Posted by on Jul 25, 2010 in Massage Topics | 2 comments

Yesterday was one of my favorite days of my entire massage year – Dream Ride Lancaster. It’s a wonderful day of bicycling to support a variety of local charities. I’ve been involved giving post-event massage to ride participants for seven years now. And I think perhaps yesterday’s temperatures were the hottest Dream Ride I’ve ever experienced!

Many cyclists wisely started as early as possible to beat the day’s heat, and we had plenty of morning cloud cover to help as well. But by about noon, the cyclists and all the supporters were out in 95+ degree heat. As the afternoon wore on, the cyclists riding 60-100 miles really endured some significant heat!

Athletes often think that if hydration is good, then lots more hydration is better. Not necessarily so, say the good folks at Hammer Nutrition. Here are a few important links to remember during the rest of the cycling (and outdoor heat) season:

Satisfying Hydration Requirements Prior to a Workout or Race

10 Biggest Mistakes Endurance Athletes Make (good info for even non-endurance athletes)

Electrolyte Replenishment – Why It’s So Important & How to Do It Right

The main reason I am mentioning these here is that when athletes haven’t learned these lessons, they often end up on my massage table with major muscle cramping.

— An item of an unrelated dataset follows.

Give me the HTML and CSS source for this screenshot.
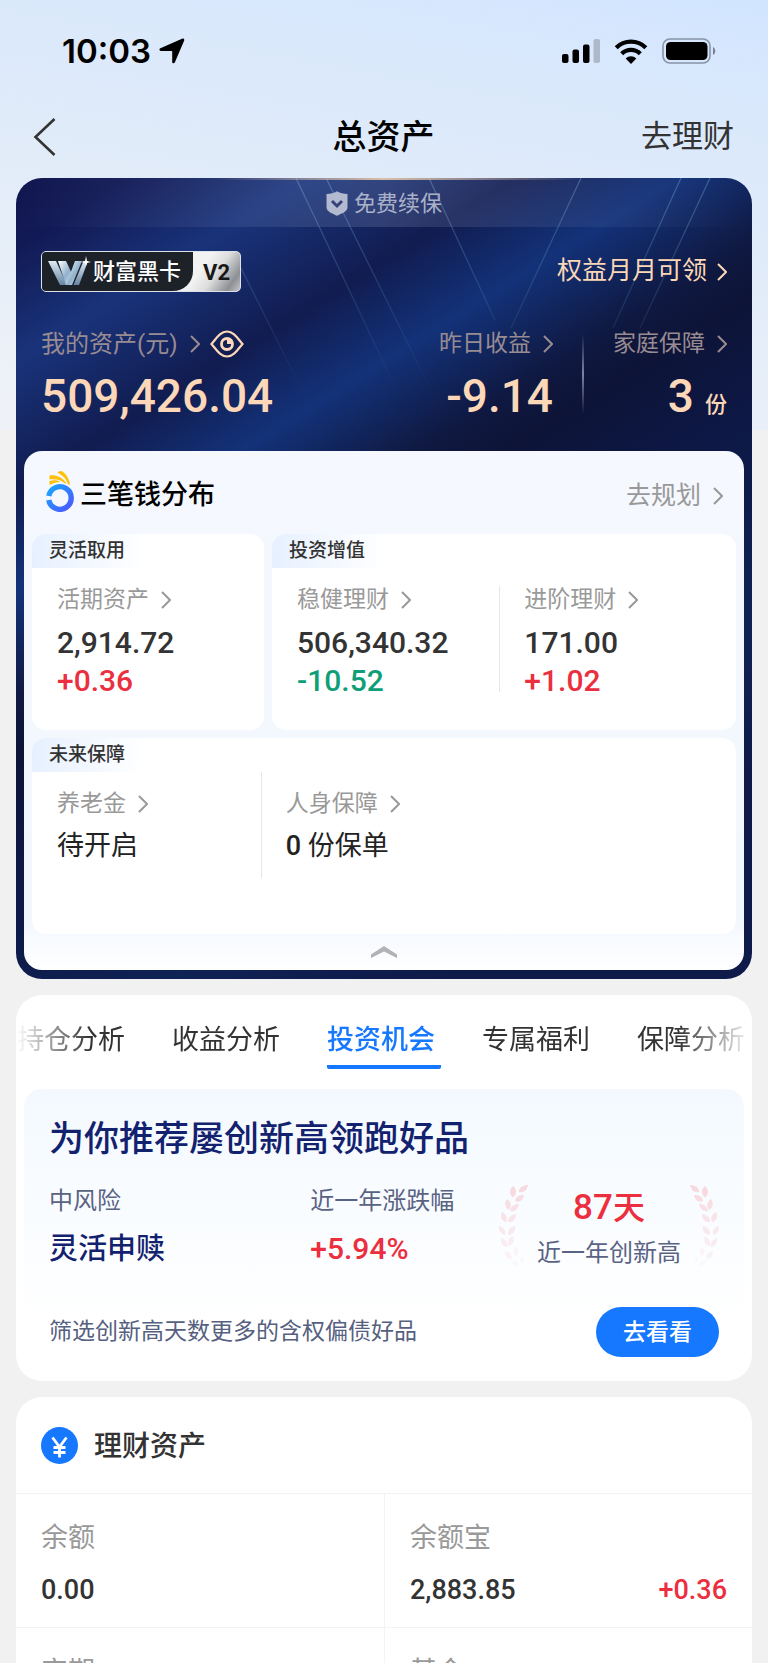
FILE: index.html
```html
<!DOCTYPE html>
<html lang="zh-CN">
<head>
<meta charset="utf-8">
<meta name="viewport" content="width=device-width, initial-scale=1">
<title>总资产</title>
<link rel="stylesheet" href="styles.css">
</head>
<body>
<svg class="defs" width="0" height="0" aria-hidden="true">
  <symbol id="chev" viewBox="0 0 10 18"><path d="M1 1l8 8-8 8" fill="none" stroke="currentColor" stroke-width="2"/></symbol>
  <symbol id="laurel" viewBox="0 0 30 84">
    <g fill="#f6c3ca">
      <path opacity=".6" d="M20 7c0-5 4-7 9-7-1 5-4 8-9 7z"/>
      <path opacity=".6" d="M14 12.500c-4-3-4-8 0-11.500 4 3 4 8 0 11.500z"/>
      <path opacity=".55" d="M16 16c1-5 4-6 9-6-1 5-4 8-9 6z"/>
      <path opacity=".52" d="M10 25c-4-2-5-7-2-11 4 3 5 7 2 11z"/>
      <path opacity=".48" d="M11 26c1-5 4-7 9-7-1 5-4 8-9 7z"/>
      <path opacity=".43" d="M7 37c-5-1-6-6-4-10 4 2 6 6 4 10z"/>
      <path opacity=".4" d="M9 37c0-5 3-7 8-8 0 5-3 9-8 8z"/>
      <path opacity=".35" d="M6 50c-5-1-6-5-6-9 5 1 7 5 6 9z"/>
      <path opacity=".33" d="M9 50c0-5 2-8 7-9 1 5-2 9-7 9z"/>
      <path opacity=".28" d="M8 62c-5-1-7-5-6-9 4 1 7 4 6 9z"/>
      <path opacity=".25" d="M9 61c-1-5 1-8 5-10 2 5 0 9-5 10z"/>
      <path opacity=".18" d="M13 74c-5 0-7-3-7-8 5 1 7 4 7 8z"/>
      <path opacity=".15" d="M16 71c-2-4-1-7 1-9 4 3 3 7-1 9z"/>
      <path opacity=".1" d="M20 81c-4 0-6-2-7-5 4-1 7 1 7 5zM23 78c-2-3-2-5 0-7 2 3 2 5 0 7z"/>
    </g>
  </symbol>
</svg>
<div class="app">
  <div class="status">
    <div class="status-side">
      <span class="clock">10:03</span>
      <svg width="26" height="26" viewBox="0 0 26 26"><path d="M23 .8c1.500-.7 2.700.5 2.100 2L15.900 24.300c-.6 1.400-2.700 1.200-2.700-.4V13.600c0-.5-.2-.7-.7-.7H1.900c-1.700 0-2-2-.5-2.700z"/></svg>
    </div>
    <div class="status-side status-icons">
      <svg width="38" height="24" viewBox="0 0 38 24"><rect x="0" y="15" width="6.500" height="9" rx="2"/><rect x="10.500" y="10.500" width="6.500" height="13.500" rx="2"/><rect x="21" y="5.500" width="6.500" height="18.500" rx="2"/><rect x="31.500" y="0" width="6.500" height="24" rx="2" fill="#adb9ca"/></svg>
      <svg width="34" height="25" viewBox="0 0 34 25"><g fill="none" stroke="#000" stroke-width="4.300"><path d="M2.200 8.800a21 21 0 0 1 29.600 0"/><path d="M7.700 14.700a13 13 0 0 1 18.600 0"/></g><path d="M17 25l-5.300-5.500a7.600 7.600 0 0 1 10.600 0z"/></svg>
      <svg width="54" height="26" viewBox="0 0 54 26"><rect x="1" y="1" width="47" height="24" rx="7" fill="none" stroke="#8794a5" stroke-width="1.600"/><rect x="4" y="4" width="41.500" height="18" rx="4.500"/><path d="M51 9v8c3-1.500 3-6.500 0-8z" fill="#76828f"/></svg>
    </div>
  </div>

  <header class="nav">
    <button class="back" type="button" aria-label="返回"><svg width="24" height="38" viewBox="0 0 24 38"><path d="M21.500 1L2.500 19l19 18" fill="none" stroke="#333" stroke-width="2.600"/></svg></button>
    <h1 class="nav-title">总资产</h1>
    <a class="nav-link" href="#">去理财</a>
  </header>

  <section class="wealth">
    <svg class="rays" viewBox="0 0 736 272" preserveAspectRatio="none" aria-hidden="true">
      <defs><linearGradient id="ray" gradientUnits="userSpaceOnUse" x1="0" y1="0" x2="0" y2="215"><stop offset="0" stop-color="#6fa5cf" stop-opacity=".4"/><stop offset="1" stop-color="#6fa5cf" stop-opacity="0"/></linearGradient></defs>
      <path d="M413 0l66 142M310 0l104 210M280 0l102 215M225 90l70 140M565 0l-70 150M665 0l-68 150M694 0l-70 150" fill="none" stroke="url(#ray)" stroke-width="1.300"/>
    </svg>
    <a class="renew" href="#">
      <svg width="22" height="25" viewBox="0 0 22 25"><path d="M11 .3c3 2 6.500 2.500 10.500 2.700v13c0 5-6 6.500-10.500 8.700C6.500 22.500.5 21 .5 16V3C4.500 2.800 8 2.300 11 .3z" fill="#b3bad0"/><path d="M6 10l5 5 5-5" fill="none" stroke="#33437a" stroke-width="3"/></svg>
      <span>免费续保</span>
    </a>
    <div class="member">
      <a class="badge" href="#">
        <span class="badge-name">
          <svg width="44" height="32" viewBox="0 0 44 32"><defs><linearGradient id="steel" x1="0" y1="0" x2="1" y2="1"><stop offset="0" stop-color="#fff"/><stop offset=".55" stop-color="#8fb0cc"/><stop offset="1" stop-color="#e8f4fc"/></linearGradient><linearGradient id="steel2" x1="0" y1="0" x2="0" y2="1"><stop offset="0" stop-color="#dfeaf4"/><stop offset="1" stop-color="#6685a3"/></linearGradient></defs><path d="M1 5h8l11 24h-7z" fill="url(#steel2)"/><path d="M11 5h8l8 17-4 7h-4z" fill="url(#steel)"/><path d="M28 5h7l-10 24h-6z" fill="url(#steel)"/><path d="M36.500 5H41l-9 24h-5.500z" fill="url(#steel2)"/><path d="M39 0l1 5 4 1-4 1-1 3-1-3-4-1 4-1z" fill="#fff"/></svg>
          <span>财富黑卡</span>
        </span>
        <span class="badge-level">V2</span>
      </a>
      <a class="perks" href="#"><span>权益月月可领</span><svg class="chev"><use href="#chev"/></svg></a>
    </div>
    <div class="totals">
      <div class="total total-main">
        <div class="total-label"><a class="label-link label-main" href="#"><span>我的资产(元)</span><svg class="chev"><use href="#chev"/></svg></a>
          <button class="eye" type="button" aria-label="隐藏金额"><svg width="34" height="28" viewBox="0 0 34 28"><g fill="none" stroke="#fcd7b8"><path d="M1.500 14C6 9 10 1.500 17 1.500S28 9 32.500 14C28 19 24 26.500 17 26.500S6 19 1.500 14z" stroke-width="2.200"/><circle cx="17" cy="14" r="5.500" stroke-width="2.800"/></g><path d="M17 9v5h5A5 5 0 0 0 17 9z" fill="#fcd7b8"/></svg></button></div>
        <div class="total-value">509,426.04</div>
      </div>
      <div class="total total-right">
        <a class="label-link" href="#"><span>昨日收益</span><svg class="chev"><use href="#chev"/></svg></a>
        <div class="total-value">-9.14</div>
      </div>
      <div class="total-rule"></div>
      <div class="total total-right">
        <a class="label-link" href="#"><span>家庭保障</span><svg class="chev"><use href="#chev"/></svg></a>
        <div class="total-value">3<span class="unit">份</span></div>
      </div>
    </div>

    <div class="plan">
      <div class="plan-head">
        <svg class="plan-logo" width="30" height="42" viewBox="0 0 30 42"><defs><linearGradient id="ring" x1="0" y1="0" x2="1" y2="1"><stop offset="0" stop-color="#18a6ff"/><stop offset="1" stop-color="#4d57ff"/></linearGradient></defs><path d="M3.800 26a11.300 11.300 0 1 1 0 4" fill="none" stroke="url(#ring)" stroke-width="5.400"/><g fill="#ffc107"><path d="M12.500 2.500C14 1 16 .5 17.500 1.500c4 3 7 7.500 7.500 13.500l-2-.8c-1.500-5-5-8.700-10.500-11.700z"/><path d="M4.500 5.500c6-.8 13 1.500 17 8l-2-.3C15.500 9.500 10 9 4.500 9.500z"/><path d="M4.500 11c4-1 8-1 11 1-4 0-7 1-11 3z"/></g></svg>
        <h2 class="plan-title">三笔钱分布</h2>
        <a class="plan-link" href="#"><span>去规划</span><svg class="chev"><use href="#chev"/></svg></a>
      </div>
      <div class="buckets">
        <section class="bucket">
          <h3 class="tag">灵活取用</h3>
          <div class="cells"><div class="cell">
            <a class="cell-label" href="#"><span>活期资产</span><svg class="chev"><use href="#chev"/></svg></a>
            <div class="amount">2,914.72</div><div class="amount up">+0.36</div>
          </div></div>
        </section>
        <section class="bucket">
          <h3 class="tag">投资增值</h3>
          <div class="cells two">
            <div class="cell">
              <a class="cell-label" href="#"><span>稳健理财</span><svg class="chev"><use href="#chev"/></svg></a>
              <div class="amount">506,340.32</div><div class="amount down">-10.52</div>
            </div>
            <div class="cell">
              <a class="cell-label" href="#"><span>进阶理财</span><svg class="chev"><use href="#chev"/></svg></a>
              <div class="amount">171.00</div><div class="amount up">+1.02</div>
            </div>
          </div>
        </section>
        <section class="bucket wide">
          <h3 class="tag">未来保障</h3>
          <div class="cells thirds">
            <div class="cell">
              <a class="cell-label" href="#"><span>养老金</span><svg class="chev"><use href="#chev"/></svg></a>
              <div class="cover">待开启</div>
            </div>
            <div class="cell">
              <a class="cell-label" href="#"><span>人身保障</span><svg class="chev"><use href="#chev"/></svg></a>
              <div class="cover"><b>0</b> 份保单</div>
            </div>
          </div>
        </section>
      </div>
      <button class="fold" type="button" aria-label="收起"><svg width="26" height="12" viewBox="0 0 26 12"><path d="M0 8.500L13 0l13 8.500V12L13 5.500 0 12z" fill="#b0b2b6"/></svg></button>
    </div>
  </section>

  <section class="card">
    <nav class="tabs">
      <a class="tab" href="#">持仓分析</a>
      <a class="tab" href="#">收益分析</a>
      <a class="tab active" href="#">投资机会</a>
      <a class="tab" href="#">专属福利</a>
      <a class="tab" href="#">保障分析</a>
    </nav>
    <div class="offer">
      <h2 class="offer-title">为你推荐屡创新高领跑好品</h2>
      <div class="facts">
        <div class="fact"><div class="fact-label">中风险</div><div class="fact-value">灵活申赎</div></div>
        <div class="fact"><div class="fact-label">近一年涨跌幅</div><div class="fact-value rate">+5.94%</div></div>
        <div class="award">
          <svg class="laurel" viewBox="0 0 30 84"><use href="#laurel"/></svg>
          <div class="award-text"><div class="award-days">87<span>天</span></div><div class="fact-label">近一年创新高</div></div>
          <svg class="laurel flip" viewBox="0 0 30 84"><use href="#laurel"/></svg>
        </div>
      </div>
      <div class="offer-foot"><p class="note">筛选创新高天数更多的含权偏债好品</p><button class="go" type="button">去看看</button></div>
    </div>
  </section>

  <section class="card holdings">
    <div class="holdings-head">
      <svg width="37" height="37" viewBox="0 0 37 37"><circle cx="18.500" cy="18.500" r="18.500" fill="#1677ff"/><path d="M11.500 10.500l7 9.500 7-9.500M18.500 19v11.500M12.500 20.500h12M12.500 25.500h12" fill="none" stroke="#fff" stroke-width="2.800"/></svg>
      <h2 class="holdings-title">理财资产</h2>
    </div>
    <div class="grid">
      <a class="item" href="#"><span class="item-name">余额</span><span class="item-row"><span>0.00</span></span></a>
      <a class="item" href="#"><span class="item-name">余额宝</span><span class="item-row"><span>2,883.85</span><span class="up">+0.36</span></span></a>
      <a class="item" href="#"><span class="item-name">定期</span></a>
      <a class="item" href="#"><span class="item-name">基金</span></a>
    </div>
  </section>
</div>
</body>
</html>
```
FILE: styles.css
```css
* { box-sizing: border-box; }
body, h1, h2, h3, p { margin: 0; }
body {
  font-family: Roboto, "Noto Sans CJK SC", sans-serif;
  color: #333;
  background: #f1f1f1;
}
h1, h2, h3 { font-weight: 500; }
a { color: inherit; text-decoration: none; }
button { border: 0; padding: 0; background: none; font: inherit; color: inherit; }
svg { display: block; flex: none; }
.defs { position: absolute; }
.chev { width: 10px; height: 18px; }

.app {
  height: 100vh;
  overflow-y: auto;
  scrollbar-width: none;
  padding: 0 16px;
  background: linear-gradient(190deg, #d1e5ff 0, #d9e8fc 100px, #e0ebf9 250px, #eef2f8 520px) 0 0 / 100% 430px no-repeat #f1f1f1;
}

.status {
  height: 102px;
  padding: 0 36px 0 46px;
  display: flex;
  align-items: center;
  justify-content: space-between;
}
.status-side { display: flex; align-items: center; gap: 8px; }
.status-icons { gap: 14px; }
.clock { font: 600 33px/40px Inter, sans-serif; color: #000; }

.nav {
  height: 76px;
  padding: 0 18px 6px 17px;
  display: grid;
  grid-template-columns: 1fr auto 1fr;
  align-items: center;
}
.nav-title { font-size: 34px; line-height: 44px; color: #000; }
.nav-link { justify-self: end; font-size: 31px; line-height: 44px; }

.wealth {
  position: relative;
  padding: 0 8px 9px;
  border-radius: 26px;
  overflow: hidden;
  background: linear-gradient(148deg, #10154e 0, #121a55 60px, #19337a 155px, #111c50 265px, #133279 350px, #0f1840 445px, #0d1438 490px, #0d1846 600px, #0f2254 760px, #0e1a4a 900px);
}
.rays { position: absolute; top: 0; left: 0; width: 100%; height: 272px; }
.renew {
  position: relative;
  height: 49px;
  margin: 0 -8px;
  padding-top: 2px;
  display: flex;
  align-items: center;
  justify-content: center;
  gap: 6px;
  font-size: 22px;
  line-height: 32px;
  color: #aab1ca;
  background:
    linear-gradient(90deg, transparent 27%, #d9bfa8 50%, transparent 77%) 0 0 / 100% 2px no-repeat,
    linear-gradient(90deg, transparent, rgba(190, 200, 230, .17) 50%, transparent);
}
.member {
  position: relative;
  margin: 24px 17px 0;
  display: flex;
  align-items: center;
  justify-content: space-between;
}
.badge {
  height: 41px;
  display: flex;
  border: 1px solid #dde1e8;
  border-radius: 5px;
  overflow: hidden;
  background: linear-gradient(125deg, #f2f2f2 76%, #ddd 84%, #8d8f93 94%, #c4c5c8);
}
.badge-name {
  display: flex;
  align-items: center;
  gap: 2px;
  padding: 0 12px 0 5px;
  font-size: 22px;
  font-weight: 500;
  line-height: 36px;
  color: #fff;
  background: #1d2229;
  border-bottom-right-radius: 20px;
}
.badge-level { padding: 0 10px; font-size: 22px; font-weight: 700; line-height: 42px; color: #171717; }
.perks { display: flex; align-items: center; gap: 10px; font-size: 25px; line-height: 36px; color: #fcd7b8; }
.perks span { padding-bottom: 2px; }

.totals { position: relative; margin: 31px 17px 16px; display: flex; }
.total-main { flex: 1; }
.total-right { display: flex; flex-direction: column; align-items: flex-end; }
.total-label { display: flex; align-items: center; gap: 10px; }
.label-link { display: flex; align-items: center; gap: 12px; font-size: 23px; line-height: 42px; color: #998b92; }
.label-main { font-size: 24px; }
.total-value { margin-top: 1px; font-size: 46px; font-weight: 500; line-height: 60px; color: #fcd7b8; }
.unit { margin-left: 11px; font-size: 22px; }
.total-rule { width: 2px; height: 80px; margin: 11px 29px 0; background: linear-gradient(transparent, #7d84a2 50%, transparent); }

.plan {
  position: relative;
  padding: 0 8px;
  border-radius: 18px;
  background: linear-gradient(#f5f8fe, #f2f7fe 90%, #fff);
}
.plan-head { height: 83px; padding: 0 13px; display: flex; align-items: center; }
.plan-logo { margin: 0 5px 4px 0; }
.plan-title { flex: 1; margin-top: 4px; font-size: 27px; line-height: 40px; color: #000; }
.plan-link { margin-top: 6px; display: flex; align-items: center; gap: 12px; font-size: 25px; line-height: 40px; color: #999; }
.buckets { display: grid; grid-template-columns: 1fr 2fr; gap: 8px; }
.bucket { min-height: 196px; border-radius: 14px; background: #fff; overflow: hidden; }
.wide { grid-column: 1 / -1; }
.tag { width: 112px; padding-left: 17px; font-size: 19px; line-height: 34px; white-space: nowrap; background: linear-gradient(90deg, #e6f0ff, #fff); }
.cells { display: grid; }
.two { grid-template-columns: 49% 51%; }
.thirds { grid-template-columns: 65fr 135fr; }
.cell { padding: 14px 0 0 25px; }
.cell + .cell { background: linear-gradient(#e6e6e6, #e6e6e6) 0 18px / 1px 106px no-repeat; }
.wide .cell + .cell { min-height: 106px; background-position: 0 0; }
.cell-label { display: flex; align-items: center; gap: 12px; font-size: 23px; line-height: 36px; color: #999; }
.amount { font-size: 30px; font-weight: 500; line-height: 38px; }
.cell-label + .amount { margin-top: 6px; }
.up { color: #eb2f3f; }
.down { color: #0f9f78; }
.cover { margin-top: 3px; font-size: 27px; line-height: 42px; color: #222; }
.cover b { font-weight: 500; }
.fold { display: flex; width: 100%; height: 36px; align-items: center; justify-content: center; }

.card { margin-top: 16px; border-radius: 26px; background: #fff; overflow: hidden; }
.tabs {
  display: flex;
  gap: 41px;
  height: 94px;
  overflow: hidden;
  padding: 22px 0 0 1px;
  -webkit-mask-image: linear-gradient(90deg, transparent, #000 10%, #000 90%, transparent 100%);
}
.tab { flex: none; width: 114px; height: 52px; font-size: 27px; line-height: 46px; }
.active { color: #1677ff; font-weight: 500; border-bottom: 4px solid #1677ff; border-radius: 2px; }
.offer { margin: 0 8px; padding: 28px 25px 24px; border-radius: 18px; background: linear-gradient(#f3f9ff, #fff 80%); }
.offer-title { font-size: 35px; line-height: 46px; color: #13226f; }
.facts { display: flex; margin-top: 20px; }
.fact { width: 39%; }
.fact + .fact { flex: 1; }
.fact-label { font-size: 24px; line-height: 36px; color: #5a6384; }
.fact-value { margin-top: 8px; font-size: 29px; font-weight: 500; line-height: 44px; color: #13226f; }
.fact-value.rate { color: #eb2f3f; font-size: 30px; }
.award { display: flex; gap: 8px; text-align: center; }
.laurel { width: 30px; height: 84px; margin-top: 2px; }
.flip { transform: scaleX(-1); }
.award-text { padding-top: 3px; }
.award-text .fact-label { margin-top: 5px; }
.award-days { font-size: 35px; font-weight: 500; line-height: 44px; color: #eb2f3f; }
.award-days span { font-size: 32px; }
.offer-foot { display: flex; align-items: center; justify-content: space-between; margin-top: 36px; }
.note { font-size: 23px; line-height: 36px; color: #56607f; }
.go { width: 123px; height: 50px; padding-bottom: 4px; border-radius: 25px; background: #1677ff; color: #fff; font-size: 23px; font-weight: 500; }

.holdings { border-radius: 26px 26px 0 0; }
.holdings-head { height: 96px; padding: 0 25px; display: flex; align-items: center; gap: 16px; }
.holdings-title { padding-top: 3px; font-size: 28px; line-height: 40px; }
.grid { display: grid; grid-template-columns: 1fr 1fr; }
.item { min-height: 134px; padding: 24px 25px 0; border-top: 1px solid #f3f3f3; }
.item:nth-child(even) { border-left: 1px solid #f3f3f3; }
.item-name { display: block; font-size: 27px; line-height: 40px; color: #999; }
.item-row { display: flex; justify-content: space-between; margin-top: 12px; font-size: 27px; font-weight: 500; line-height: 40px; }
```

A little muscle cramping can feel “normal” to many folks. However, let me tell you, you do NOT want to have any more than minor cramping. Major muscle cramping can be both agonizing and incredibly dangerous for your body.

I encourage you to read the information from Hammer Nutrition and apply it to your sports endeavors. And I do look forward to helping you work out all those post-workout muscle issues.

A fall sports event - much cooler than yesterday!